Le dernier incident en date (week-end dernier) est à mettre, clairement, sur le compte de Fulvio Pelli. La manière dont le président du parti radical suisse a rejeté, d’un soufflet, les raisonnables propositions de collaboration de Christophe Darbellay, constituent une erreur politique de premier plan. Que le style Darbellay, ce flandrin de feu, exaspère au plus haut point l’esthète lecteur des « Fiancés », le chef-d’œuvre de Manzoni, on peut certes le comprendre. Un homme qui se lève à quatre heures du matin, s’étant couché trois heures plus tôt, court les crêtes des sommets et les moraines des glaciers, séduit, se brouille, se réconcilie, tente, perd, gagne, fait jouer mille cousins, dévore la vie, ce spécimen d’humanité-là doit, à coup sûr, générer quelque incompréhension chez le très retenu avocat du sud des Alpes, dont le dernier grand moment d’enthousiasme doit dater des années soixante, ou de son extatique découverte du Code des Obligations.
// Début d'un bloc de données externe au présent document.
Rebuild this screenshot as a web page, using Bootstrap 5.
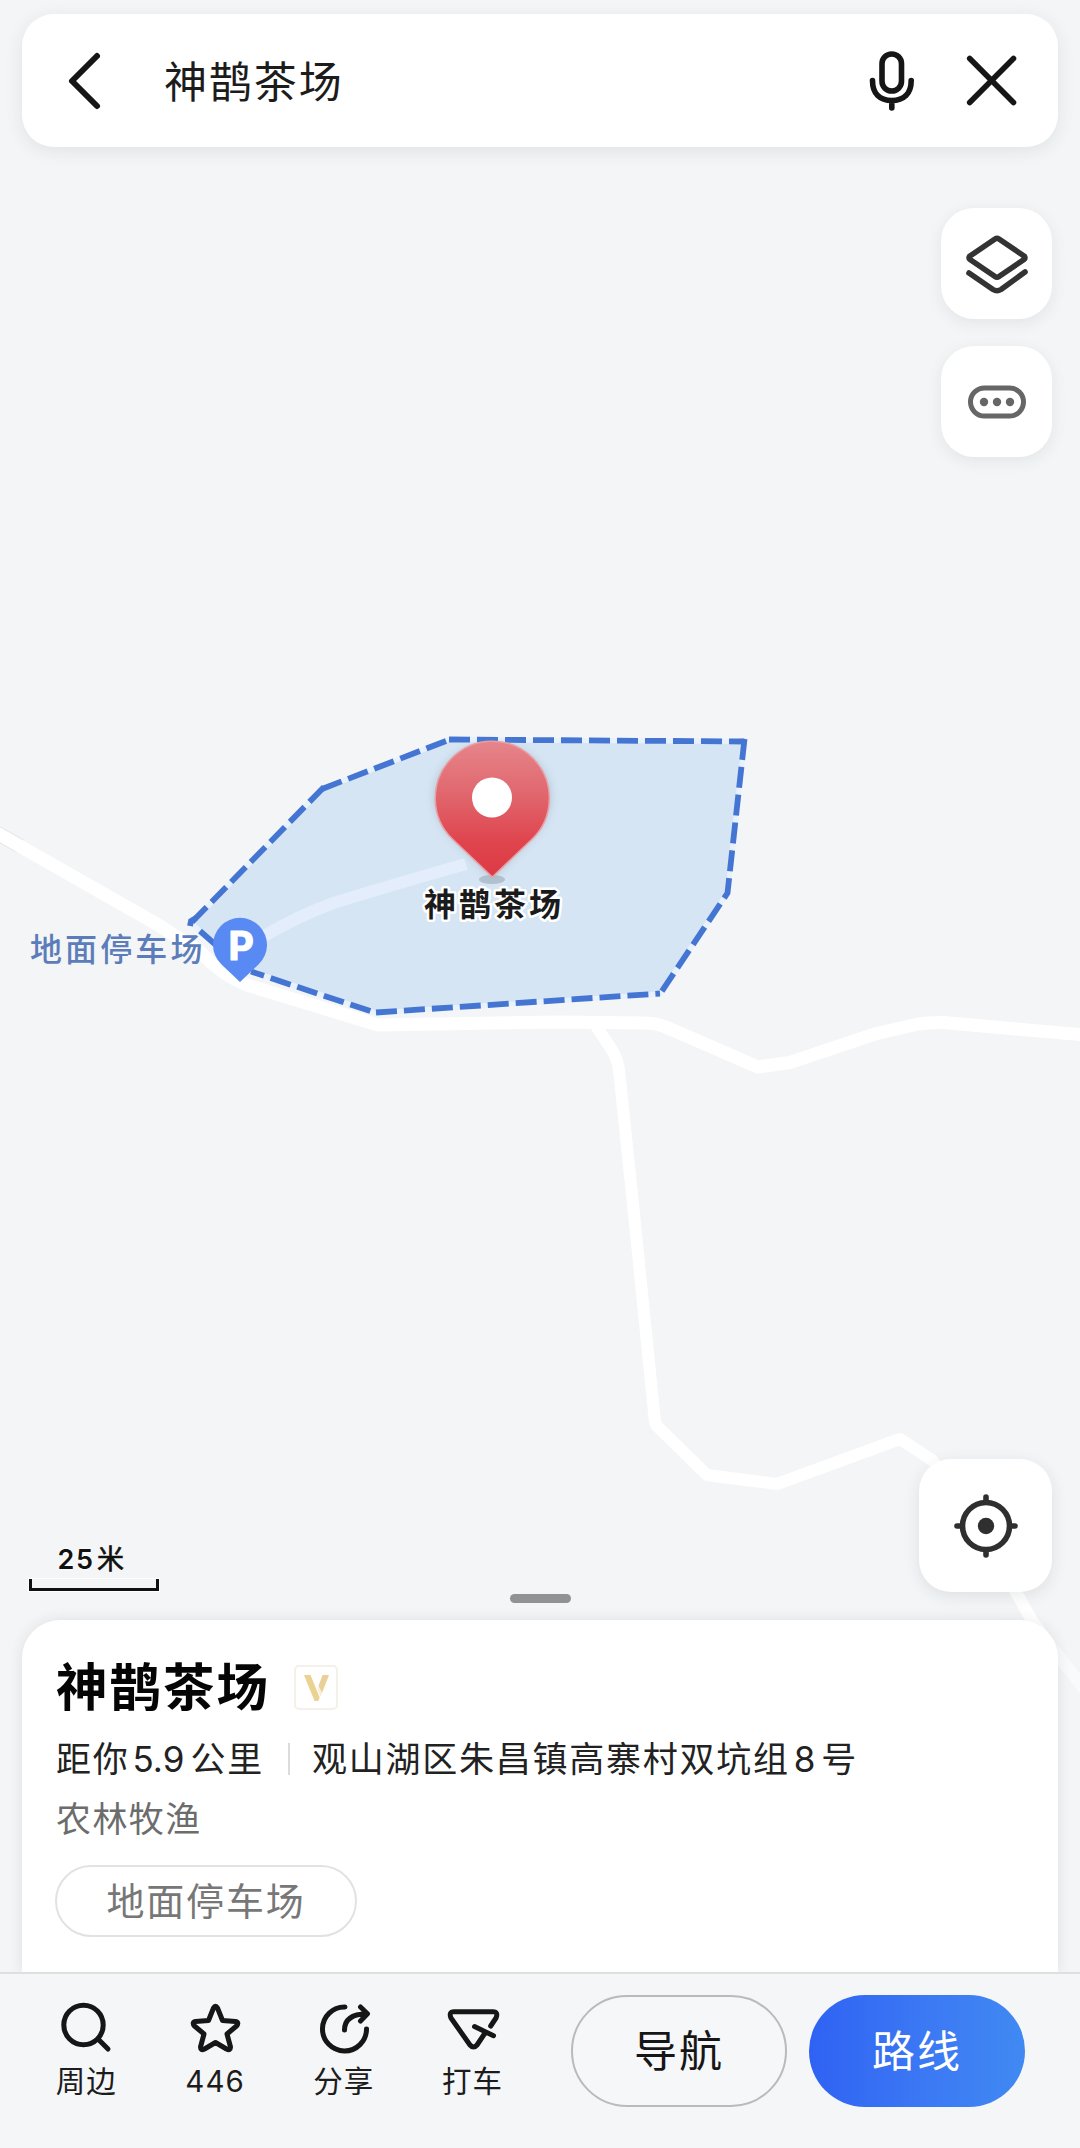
<!DOCTYPE html>
<html lang="zh-CN">
<head>
<meta charset="utf-8">
<meta name="viewport" content="width=device-width, initial-scale=1">
<title>神鹊茶场</title>
<link href="https://cdn.jsdelivr.net/npm/bootstrap@5.3.0/dist/css/bootstrap.min.css" rel="stylesheet">
<style>
body{margin:0;background:#f3f5f7;font-family:Inter,"Noto Sans CJK SC",sans-serif;color:#1c1c1c}
svg{display:block;overflow:visible}
.ico{fill:none;stroke:#161616;stroke-linecap:round;stroke-linejoin:round}
.app-screen{width:1080px;height:2148px;background:#f3f5f7}
.map-canvas{width:1080px;height:2148px;z-index:0}
.map-ui{z-index:1}
.search-box{margin:14px 22px 0;height:133px;border-radius:32px;padding:0 40px 0 40px;box-shadow:0 4px 18px rgba(40,50,50,.09)}
.search-text{font-size:43px;letter-spacing:1.9px;line-height:60px;margin-left:62px;margin-top:3px}
.tool-btn{width:111px;height:111px;border-radius:33px;box-shadow:0 4px 16px rgba(40,50,50,.08)}
.tools{margin:61px 28px 0 0;gap:27px}
.locate-btn{width:133px;height:133px;border-radius:32px;margin-right:28px;box-shadow:0 4px 16px rgba(40,50,50,.1)}
.scale-box{margin:0 0 1px 29px;width:130px}
.scale-text{font-size:27px;font-weight:600;letter-spacing:1.6px;line-height:36px;color:#111;word-spacing:-6px;margin-left:-5px;text-shadow:0 0 3px #fff,0 0 3px #fff}
.scale-text .unit{font-weight:400;-webkit-text-stroke:.6px #111}
.scale-line{height:12px;border:3.5px solid #111;border-top:0;margin-top:1px;box-shadow:0 0 0 1px #fff}
.grabber{width:61px;height:9px;background:#909294;margin-top:2px}
.place-panel{margin:17px 22px 0;height:352px;border-radius:38px 38px 0 0;padding:34px 34px 0;box-shadow:0 0 14px rgba(40,50,50,.1)}
.place-title{font-size:51.5px;font-weight:700;letter-spacing:2px;line-height:66px;color:#050505}
.vip-tag{width:44px;height:45px;border:2px solid #f4f1ea;border-radius:5px;margin:1px 0 0 24px}
.info-line{font-size:35px;letter-spacing:1.75px;line-height:44px;white-space:nowrap;color:#222;margin-top:17px}
.info-line .num{letter-spacing:0;margin-left:3px;margin-right:6px}
.info-line .house{margin:0 6px 0 4px}
.split{width:2px;height:32px;background:#dcdcdc;margin:0 22px 0 24px}
.kind{font-size:35px;letter-spacing:1.4px;line-height:44px;color:#6c6c6c;margin-top:16px}
.chip{width:302px;height:72px;border:2px solid #e2e2e2;margin:24px 0 0 -1px;font-size:38px;letter-spacing:1.8px;color:#777}
.action-bar{height:176px;border-top:2px solid #dce0e0;background:#f5f6f8;padding:21px 55px 0 22px}
.tab-item{width:128.8px;padding-top:6px}
.tab-label{font-size:29.5px;letter-spacing:1.1px;line-height:40px;margin-top:4px}
.pill-btn{width:216px;height:112px;border-radius:56px;font-size:43px;letter-spacing:2px;border:0;padding:0}
.pill-nav{border:2px solid #bababc;background:#f6f7f9;color:#161616;margin-left:34px}
.pill-route{background:linear-gradient(90deg,#2f62f3,#3b77f4 50%,#4089f2);color:#fff;margin-left:22px}
</style>
</head>
<body>
<main class="app-screen position-relative overflow-hidden">
  <svg class="map-canvas position-absolute top-0 start-0" viewBox="0 0 1080 2148">
    <defs>
      <linearGradient id="pinRed" x1="0" y1="0" x2="0" y2="1"><stop offset="0" stop-color="#e6858b"/><stop offset=".35" stop-color="#e16a71"/><stop offset=".75" stop-color="#df444d"/><stop offset="1" stop-color="#dc3a45"/></linearGradient>
      <filter id="soft" x="-30%" y="-30%" width="160%" height="160%"><feGaussianBlur stdDeviation="4"/></filter>
    </defs>
    <g fill="none" stroke="#fff" stroke-width="13" stroke-linejoin="round">
      <path d="M-5 832L20 846" stroke="#e4e6e8" stroke-width="15"/>
      <path d="M-5 832L160 926L200 952Q222 975 247 985L378 1025L560 1022L645 1023Q657 1023 668 1028L758 1067L790 1062.500L875 1034L918 1024Q930 1022 943 1022.500L1085 1035"/>
      <path d="M596 1026L612 1050Q618 1060 619 1070L633 1204L655 1422L657 1426L707 1475L777 1484L900 1439L932 1460L985 1530L1017 1594L1034 1624L1050 1645" stroke-width="12"/>
      <path d="M1050 1645L1085 1690" stroke-width="12" opacity=".5"/>
    </g>
    <path d="M322 789L449 739.500L744.500 741.500L727.500 893L660 994L376 1013L251 971.500L231 963L200 931L191.500 923Z" fill="#d5e5f3" stroke="#e8f2fc" stroke-width="5"/>
    <path d="M264 936Q300 915 335 902.500Q395 884 466 864" fill="none" stroke="#e3edfb" stroke-width="12"/>
    <g fill="none" stroke="#4575d3" stroke-width="5.800" stroke-dasharray="21 7">
      <path d="M449 739.500L744.500 741.500"/>
      <path d="M744.500 739L727.500 893L660 994"/>
      <path d="M376 1012.500L660 993.500"/>
      <path d="M376 1013L251 971.500" stroke-dashoffset="-6"/>
      <path d="M322 789L451 739" />
      <path d="M192 922L324 787"/>
      <path d="M190 926L191 921L196 918M200 931L216 945L232 963" stroke-dasharray="none"/>
    </g>
    <path d="M240 982L221.500 964.500A27 27 0 1 1 258.500 964.500Z" fill="#598af3"/>
    <text x="228.500" y="960" font-family="Inter,sans-serif" font-size="39" font-weight="700" fill="#fff" stroke="#fff" stroke-width="1.200" stroke-linejoin="round">P</text>
    <text x="30" y="961" font-family="'Noto Sans CJK SC',sans-serif" font-size="32" font-weight="500" letter-spacing="3.100" fill="#5c7db9">地面停车场</text>
    <ellipse cx="492" cy="879.500" rx="13" ry="4.500" fill="#b3c2d0"/>
    <path d="M492.300 878L451 836C414 795 444 744 492.300 744S571 795 534 836Z" fill="#8da0b4" opacity=".5" filter="url(#soft)"/>
    <path d="M492.300 877L453 839.500A57 57 0 1 1 531.600 839.500Z" fill="url(#pinRed)" stroke="#eb9da2" stroke-width="1.500" stroke-linejoin="round"/>
    <circle cx="492" cy="797.500" r="20" fill="#fff"/>
    <text x="424" y="916" font-family="'Noto Sans CJK SC',sans-serif" font-size="32" font-weight="700" letter-spacing="3" fill="#1b1b1b" stroke="#fff" stroke-width="5" paint-order="stroke" stroke-linejoin="round">神鹊茶场</text>
  </svg>

  <div class="map-ui position-relative d-flex flex-column h-100">
    <header class="search-box bg-white d-flex align-items-center flex-shrink-0">
      <svg class="ico" width="40" height="64" viewBox="62 48.500 40 64" stroke-width="6"><path d="M97 55.500L72 80.500L97 105.500"/></svg>
      <div class="search-text flex-grow-1">神鹊茶场</div>
      <svg class="ico" width="50" height="64" viewBox="866 49 50 64" stroke-width="5.600"><rect x="882" y="54" width="19.500" height="37" rx="9.700"/><path d="M872.500 80.500C872.500 94 880 100.500 891.800 100.500S911.200 94 911.200 80.500M891.800 101V108"/></svg>
      <svg class="ico ms-5" width="54" height="64" viewBox="964 49 54 64" stroke-width="5.600"><path d="M969.700 58.500L1013.500 102.500M1013.500 58.500L969.700 102.500"/></svg>
    </header>

    <div class="tools d-flex flex-column align-self-end">
      <div class="tool-btn bg-white d-flex align-items-center justify-content-center">
        <svg class="ico" width="64" height="64" viewBox="965 231.500 64 64" style="stroke:#333" stroke-width="5.600"><path d="M999 238.500L1024 255.500Q1026 257.200 1024 259L999 276Q997 277.500 995 276L970 259Q968 257.200 970 255.500L995 238.500Q997 237.200 999 238.500ZM969 272.500L993 289Q997 291.500 1001 289L1025 271.500"/></svg>
      </div>
      <div class="tool-btn bg-white d-flex align-items-center justify-content-center">
        <svg class="ico" width="64" height="40" viewBox="965 381.500 64 40" style="stroke:#666" stroke-width="5"><rect x="970.500" y="387.500" width="53" height="28" rx="14"/><g fill="#666" stroke="none"><circle cx="984" cy="401.500" r="4.200"/><circle cx="997" cy="401.500" r="4.200"/><circle cx="1010" cy="401.500" r="4.200"/></g></svg>
      </div>
    </div>

    <div class="d-flex justify-content-between align-items-end mt-auto">
      <div class="scale-box">
        <div class="scale-text text-center">25 <span class="unit">米</span></div>
        <div class="scale-line"></div>
      </div>
      <div class="locate-btn bg-white d-flex align-items-center justify-content-center">
        <svg class="ico" width="68" height="68" viewBox="-34 -34 68 68" style="stroke:#2f2f2f" stroke-width="5.600"><circle r="23.500"/><path d="M0 -24V-29M0 24V29M-24 0H-29M24 0H29"/><circle r="8.200" fill="#2f2f2f" stroke="none"/></svg>
      </div>
    </div>

    <div class="grabber rounded-pill align-self-center flex-shrink-0"></div>

    <section class="place-panel bg-white flex-shrink-0">
      <div class="d-flex align-items-center">
        <div class="place-title">神鹊茶场</div>
        <div class="vip-tag d-flex align-items-center justify-content-center">
          <svg width="25" height="26" viewBox="0 0 25 26"><path d="M0 0H6.500L15.500 22Q15.500 26 13 26H10.500Z" fill="#ecd290"/><path d="M18.500 0H25L18 18L14.500 11Z" fill="#e9d096"/><path d="M13.500 13L16.500 22L18 18L14.700 12Z" fill="#f8ecdc"/></svg>
        </div>
      </div>
      <div class="info-line d-flex align-items-center">
        <span>距你<span class="num">5.9</span>公里</span>
        <span class="split"></span>
        <span>观山湖区朱昌镇高寨村双坑组<span class="num house">8</span>号</span>
      </div>
      <div class="kind">农林牧渔</div>
      <div class="chip rounded-pill d-flex align-items-center justify-content-center">地面停车场</div>
    </section>

    <footer class="action-bar d-flex align-items-start flex-shrink-0">
      <div class="tab-item d-flex flex-column align-items-center">
        <svg class="ico" width="54" height="56" viewBox="58.500 2001.500 54 56" stroke-width="5"><circle cx="83" cy="2025.500" r="19.700"/><path d="M98 2040L107.500 2049.500"/></svg>
        <div class="tab-label">周边</div>
      </div>
      <div class="tab-item d-flex flex-column align-items-center">
        <svg class="ico" width="54" height="56" viewBox="188.500 2001 54 56" stroke-width="5"><path d="M214 2008Q216 2004.500 218 2008L223 2020.500L236 2021.500Q240 2022.500 237 2026L227.500 2034L231 2047Q231 2051 227 2049L216 2042.500L205 2049Q201 2051 201 2047L204.500 2034L195 2026Q192 2022.500 196 2021.500L209 2020.500Z"/></svg>
        <div class="tab-label">446</div>
      </div>
      <div class="tab-item d-flex flex-column align-items-center">
        <svg class="ico" width="54" height="56" viewBox="317 2001 54 56" stroke-width="5"><path d="M345 2007A22 22 0 1 0 366.500 2029M344.500 2030C344.500 2020 351 2014 367 2013.700M360.500 2007L367.500 2013.700L360.500 2021"/></svg>
        <div class="tab-label">分享</div>
      </div>
      <div class="tab-item d-flex flex-column align-items-center">
        <svg class="ico" width="54" height="56" viewBox="446 2001 54 56" stroke-width="5"><path d="M490.700 2026L496 2018Q498.500 2011.700 493 2011.700H454Q448.500 2011.700 451 2018L470 2045Q473.500 2049 477 2045L485 2033M474.500 2026.500L493.500 2035.700"/></svg>
        <div class="tab-label">打车</div>
      </div>
      <button class="btn pill-btn pill-nav flex-shrink-0">导航</button>
      <button class="btn pill-btn pill-route flex-shrink-0">路线</button>
    </footer>
  </div>
</main>
<script src="https://cdn.jsdelivr.net/npm/bootstrap@5.3.0/dist/js/bootstrap.bundle.min.js"></script>
</body>
</html>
Qu’importe, d’ailleurs, il faut de tout pour faire un monde. Mais il est préférable, en politique, d’éviter les erreurs irrattrapables.

 

Or là, Fulvio Pelli en a commis une. Et de taille. Tout le monde sait très bien que sur le fond, au plan fédéral, radicaux-libéraux et démocrates-chrétiens militent pour le même modèle de société. Tout le monde, aussi, sait que les vieilles étiquettes héritées des luttes confessionnelles du dix-neuvième siècle, du Sonderbund, du Kulturkampf, n’ont plus aucun sens, aujourd’hui, l’une contre l’autre. Leur champ référentiel, simplement, ne joue plus pour les gens d’aujourd’hui. J’adore, infiniment, lire les livres d’Olivier Meuwly sur les grandes figures du radicalisme vaudois, ou toute l’Histoire de la réaction catholique au progrès, de Léon XIII et de sa Doctrine sociale, je pourrais vous en entretenir pendant des heures. Mais nous sommes en 2008. La Suisse a changé. Cet espace politique-là a besoin d’autre chose, de plus grand, de plus clair, de plus rassembleur, pour répondre à ses besoins.

 

Après une fin d’année 2007, disons, un peu difficile (je crois avoir été le premier à le souligner, et je maintiens), puis un combat courageusement mené, mais perdu, en Valais, Christophe Darbellay a profondément intégré, maintenant, cette dimension de recomposition de la droite suisse. On dira que c’est par opportunisme, par ambition, pour en avoir le leadership, chacun pensera ce qu’il voudra. Mais il a, lui, tendu la main. Et Fulvio Pelli, sèchement (par crainte d’une partie de sa base ?), l’a refusée. Il ne s’agissait pourtant que d’un ou deux domaines (on pourrait imaginer l’Ecole) où des signes de convergence auraient pu être donnés. C’est infiniment dommage, et c’est pire encore : les derniers soubresauts de l’UDC, la santé encore fort précaire des socialistes, tout cela constituait – constitue encore, mais jusqu’à quand ? – une constellation favorable pour une offensive de la Suisse ouverte et libérale, celle qui ne se veut ni assistée ni nationaliste. C’est-à-dire, clairement, la majorité de ce pays.